# [WHAT YOU NEED TO DO]
Where the data below has the string "this", return the whole line.

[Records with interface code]
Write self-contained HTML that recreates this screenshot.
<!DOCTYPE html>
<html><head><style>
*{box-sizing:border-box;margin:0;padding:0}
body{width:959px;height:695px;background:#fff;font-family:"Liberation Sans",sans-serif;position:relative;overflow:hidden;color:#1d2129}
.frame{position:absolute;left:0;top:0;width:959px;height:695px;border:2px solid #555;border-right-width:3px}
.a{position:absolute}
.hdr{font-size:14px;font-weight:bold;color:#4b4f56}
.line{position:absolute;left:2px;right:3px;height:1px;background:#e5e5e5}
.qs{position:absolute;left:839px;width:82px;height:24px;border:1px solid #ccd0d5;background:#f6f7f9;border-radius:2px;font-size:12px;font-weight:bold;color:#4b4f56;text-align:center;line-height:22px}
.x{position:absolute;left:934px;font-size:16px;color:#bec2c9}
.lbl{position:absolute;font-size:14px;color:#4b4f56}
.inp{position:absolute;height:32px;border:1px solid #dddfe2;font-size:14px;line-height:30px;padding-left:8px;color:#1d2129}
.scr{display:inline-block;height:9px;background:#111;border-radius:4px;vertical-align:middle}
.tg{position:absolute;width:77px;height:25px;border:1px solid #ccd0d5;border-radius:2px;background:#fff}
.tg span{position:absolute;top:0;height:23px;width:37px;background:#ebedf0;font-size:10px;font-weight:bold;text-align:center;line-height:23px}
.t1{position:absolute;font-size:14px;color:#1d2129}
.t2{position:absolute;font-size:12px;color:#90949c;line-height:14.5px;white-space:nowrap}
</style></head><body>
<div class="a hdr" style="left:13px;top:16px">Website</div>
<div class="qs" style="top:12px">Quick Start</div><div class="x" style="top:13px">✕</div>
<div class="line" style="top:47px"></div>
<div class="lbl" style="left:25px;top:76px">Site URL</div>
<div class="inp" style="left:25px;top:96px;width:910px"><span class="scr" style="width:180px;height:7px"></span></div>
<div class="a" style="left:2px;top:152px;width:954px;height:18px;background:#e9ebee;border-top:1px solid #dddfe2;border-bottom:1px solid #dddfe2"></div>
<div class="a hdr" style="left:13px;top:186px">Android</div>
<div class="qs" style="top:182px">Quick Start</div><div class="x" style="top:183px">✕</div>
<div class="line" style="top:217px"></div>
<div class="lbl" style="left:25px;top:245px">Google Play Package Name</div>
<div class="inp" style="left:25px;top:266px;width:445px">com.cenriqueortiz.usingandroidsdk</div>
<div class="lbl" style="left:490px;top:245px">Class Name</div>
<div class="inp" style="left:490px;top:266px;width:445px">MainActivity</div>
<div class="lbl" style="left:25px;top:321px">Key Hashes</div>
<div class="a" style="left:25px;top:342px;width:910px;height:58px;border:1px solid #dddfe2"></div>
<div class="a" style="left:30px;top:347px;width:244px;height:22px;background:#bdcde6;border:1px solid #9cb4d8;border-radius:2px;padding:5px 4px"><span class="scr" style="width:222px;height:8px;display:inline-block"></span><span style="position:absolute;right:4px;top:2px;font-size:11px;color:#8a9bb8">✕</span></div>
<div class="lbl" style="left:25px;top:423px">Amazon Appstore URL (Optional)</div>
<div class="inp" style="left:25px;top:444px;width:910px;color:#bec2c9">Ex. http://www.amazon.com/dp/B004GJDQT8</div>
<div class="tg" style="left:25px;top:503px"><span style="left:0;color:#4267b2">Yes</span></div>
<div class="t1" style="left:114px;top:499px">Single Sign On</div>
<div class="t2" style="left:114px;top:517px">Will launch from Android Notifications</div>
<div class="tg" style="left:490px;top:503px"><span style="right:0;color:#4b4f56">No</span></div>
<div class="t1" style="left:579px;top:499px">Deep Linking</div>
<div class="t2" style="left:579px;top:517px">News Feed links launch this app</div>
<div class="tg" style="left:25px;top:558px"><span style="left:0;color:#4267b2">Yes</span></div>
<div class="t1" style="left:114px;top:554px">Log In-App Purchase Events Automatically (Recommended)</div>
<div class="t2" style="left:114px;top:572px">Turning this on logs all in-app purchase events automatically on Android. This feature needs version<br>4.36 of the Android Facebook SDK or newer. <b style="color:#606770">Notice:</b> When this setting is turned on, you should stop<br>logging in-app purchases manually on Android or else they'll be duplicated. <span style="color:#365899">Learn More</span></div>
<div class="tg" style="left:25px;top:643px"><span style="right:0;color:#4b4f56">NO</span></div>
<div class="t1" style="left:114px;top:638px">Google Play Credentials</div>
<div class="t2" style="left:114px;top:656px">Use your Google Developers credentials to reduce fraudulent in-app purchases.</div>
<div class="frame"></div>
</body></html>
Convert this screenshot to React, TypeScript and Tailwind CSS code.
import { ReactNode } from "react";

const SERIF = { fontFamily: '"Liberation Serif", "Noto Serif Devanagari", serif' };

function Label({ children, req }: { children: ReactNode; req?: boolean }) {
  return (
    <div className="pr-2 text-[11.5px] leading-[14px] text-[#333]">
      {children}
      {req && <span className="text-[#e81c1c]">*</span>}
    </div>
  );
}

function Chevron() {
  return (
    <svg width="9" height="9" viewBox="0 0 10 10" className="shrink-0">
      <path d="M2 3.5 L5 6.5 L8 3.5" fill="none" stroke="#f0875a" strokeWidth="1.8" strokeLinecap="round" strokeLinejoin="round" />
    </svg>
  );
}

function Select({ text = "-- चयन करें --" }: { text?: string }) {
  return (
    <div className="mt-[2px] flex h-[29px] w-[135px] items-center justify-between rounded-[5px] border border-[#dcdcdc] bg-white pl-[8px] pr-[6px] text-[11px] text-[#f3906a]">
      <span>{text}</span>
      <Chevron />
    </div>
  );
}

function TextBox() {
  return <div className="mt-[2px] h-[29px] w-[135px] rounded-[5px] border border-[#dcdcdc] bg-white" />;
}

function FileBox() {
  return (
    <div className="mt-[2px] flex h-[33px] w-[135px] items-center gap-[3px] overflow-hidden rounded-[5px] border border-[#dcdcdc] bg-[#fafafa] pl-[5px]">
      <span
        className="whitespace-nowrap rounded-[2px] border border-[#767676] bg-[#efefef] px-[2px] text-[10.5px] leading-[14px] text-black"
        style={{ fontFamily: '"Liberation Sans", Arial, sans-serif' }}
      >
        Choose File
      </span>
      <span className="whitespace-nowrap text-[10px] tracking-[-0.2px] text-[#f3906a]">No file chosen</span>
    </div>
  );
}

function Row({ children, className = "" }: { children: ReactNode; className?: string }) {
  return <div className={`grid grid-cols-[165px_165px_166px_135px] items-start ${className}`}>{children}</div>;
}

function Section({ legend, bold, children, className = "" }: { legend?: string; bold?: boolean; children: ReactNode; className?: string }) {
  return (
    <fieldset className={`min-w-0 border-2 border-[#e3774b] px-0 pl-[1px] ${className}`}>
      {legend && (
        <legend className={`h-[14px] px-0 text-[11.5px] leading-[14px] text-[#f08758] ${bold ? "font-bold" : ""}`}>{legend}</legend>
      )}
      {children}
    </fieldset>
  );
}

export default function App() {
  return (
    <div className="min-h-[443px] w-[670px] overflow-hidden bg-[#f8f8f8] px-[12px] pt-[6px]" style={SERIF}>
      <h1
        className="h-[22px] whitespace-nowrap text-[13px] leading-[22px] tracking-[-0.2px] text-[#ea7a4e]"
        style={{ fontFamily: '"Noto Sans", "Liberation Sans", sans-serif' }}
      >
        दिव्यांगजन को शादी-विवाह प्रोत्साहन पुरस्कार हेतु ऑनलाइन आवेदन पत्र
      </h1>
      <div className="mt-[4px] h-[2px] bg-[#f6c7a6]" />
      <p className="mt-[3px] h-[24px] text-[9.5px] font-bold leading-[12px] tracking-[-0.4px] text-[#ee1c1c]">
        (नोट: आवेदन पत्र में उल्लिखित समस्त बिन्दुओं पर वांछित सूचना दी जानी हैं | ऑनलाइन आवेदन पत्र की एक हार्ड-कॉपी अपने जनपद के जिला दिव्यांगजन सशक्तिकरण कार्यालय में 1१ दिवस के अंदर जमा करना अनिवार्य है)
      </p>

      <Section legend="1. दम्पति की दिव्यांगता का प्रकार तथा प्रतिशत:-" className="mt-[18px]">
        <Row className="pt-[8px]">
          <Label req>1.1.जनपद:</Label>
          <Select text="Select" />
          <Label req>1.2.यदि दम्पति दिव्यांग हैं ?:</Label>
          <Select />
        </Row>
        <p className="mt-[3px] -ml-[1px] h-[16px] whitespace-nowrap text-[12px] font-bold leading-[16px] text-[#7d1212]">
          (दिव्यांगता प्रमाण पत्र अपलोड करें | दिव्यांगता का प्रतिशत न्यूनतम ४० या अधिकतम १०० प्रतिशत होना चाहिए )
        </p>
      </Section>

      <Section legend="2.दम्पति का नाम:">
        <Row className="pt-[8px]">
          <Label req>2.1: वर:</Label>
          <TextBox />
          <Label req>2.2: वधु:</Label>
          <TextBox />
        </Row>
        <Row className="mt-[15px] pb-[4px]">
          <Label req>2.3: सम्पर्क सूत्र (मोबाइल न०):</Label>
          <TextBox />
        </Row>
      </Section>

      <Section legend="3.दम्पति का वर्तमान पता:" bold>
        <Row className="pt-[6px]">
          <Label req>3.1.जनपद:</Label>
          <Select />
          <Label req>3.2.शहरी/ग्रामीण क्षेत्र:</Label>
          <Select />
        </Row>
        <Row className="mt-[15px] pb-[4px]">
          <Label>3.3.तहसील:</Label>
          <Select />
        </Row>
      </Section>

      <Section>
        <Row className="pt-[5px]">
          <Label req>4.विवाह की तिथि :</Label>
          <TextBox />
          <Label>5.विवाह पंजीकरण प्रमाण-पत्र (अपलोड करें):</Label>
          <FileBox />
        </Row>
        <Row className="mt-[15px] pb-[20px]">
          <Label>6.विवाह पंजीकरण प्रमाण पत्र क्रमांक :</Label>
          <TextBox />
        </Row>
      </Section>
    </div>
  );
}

# [OUTPUT BELOW]
Write self-contained HTML that recreates this screenshot.
<div class="t2" style="left:579px;top:517px">News Feed links launch this app</div>
<div class="t2" style="left:114px;top:572px">Turning this on logs all in-app purchase events automatically on Android. This feature needs version<br>4.36 of the Android Facebook SDK or newer. <b style="color:#606770">Notice:</b> When this setting is turned on, you should stop<br>logging in-app purchases manually on Android or else they'll be duplicated. <span style="color:#365899">Learn More</span></div>
Convert this screenshot to React, TypeScript and Tailwind CSS code.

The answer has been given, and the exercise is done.